From "never ever a valve amplifier project stance" at SILICON CHIP we have had everything but, as I recall a project to convert computer power supplies to use in valve projects, a 12AX7 preamplifier, the Mudlark single-ended valve amplifier, a Nixie clock and even a 3-valve radio.

Please go the whole way and give us a valve amplifier project. You may be pleasantly surprised how popular this would be. Not all of us want to build Class-A amplifiers and many of us would like to express our individuality and not purchase mass-produced commercial items.

Don’t forget: nothing too exotic, eg, EL34s, 12AX7, 12AU7, 20-30W per side, negative feedback and on the roll-your-own principle.

Andrew Prest,

Sunshine, Vic.

Project to erase watermark logos

I have been reading the ABC TV forum which has lots of negative views on the use of watermarks in general and the new ABC watermark logos in particular. Australian free-to-air channels are using them now and they are truly annoying to a significant percentage of viewers.

Nobody is listening, it seems and it’s time to act. Watch less TV is one solution. Another is to tape a piece of grey paper to the screen!
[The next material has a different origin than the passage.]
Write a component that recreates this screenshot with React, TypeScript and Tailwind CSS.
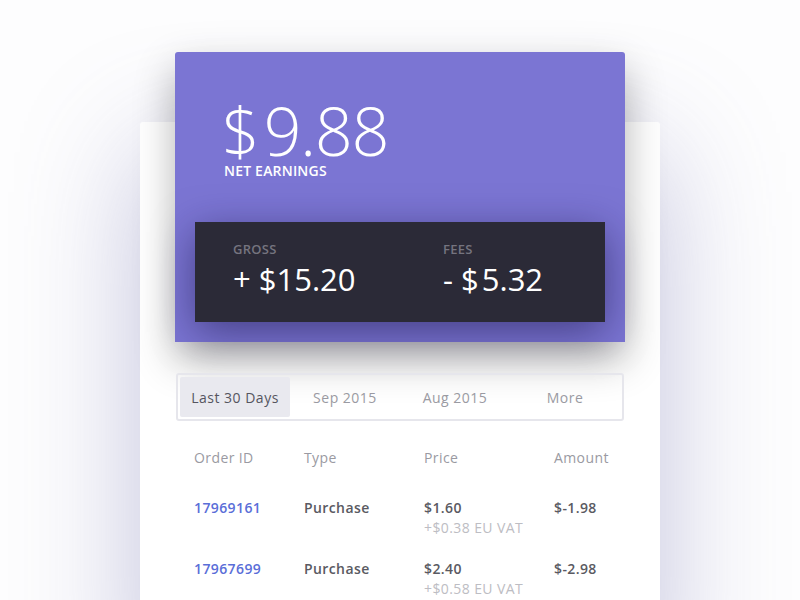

Yet another is to blot the watermark out electronically.

How about a device that takes in the signal (SCART, CVBS, etc) and inserts a rectangle in the picture, then outputs the modified video signal to the TV? Two front-panel pots could set the position and its hue and luminance could be an average of the picture composition in the area near the watermark.

This could be your most popular project! It would be pretty easy too, with an LM1881 sync separator, some line counters, a monostable or two, a video mixer, etc.

P. K., via email.

Comment: watermark logos are very annoying but there is no easy way to remove them and your suggested cure might be more obvious than the logo. Some stations smear over the logos of overseas networks and then place their own over them (eg, SBS on their news bulletins).

It will also be problematic to do it with component video signals and probably impossible with HDMI signals from HD set-top boxes. We will have a look at the idea though.

We think that your idea of watching less TV may be the best plan and the one that networks would be the most sensitive to.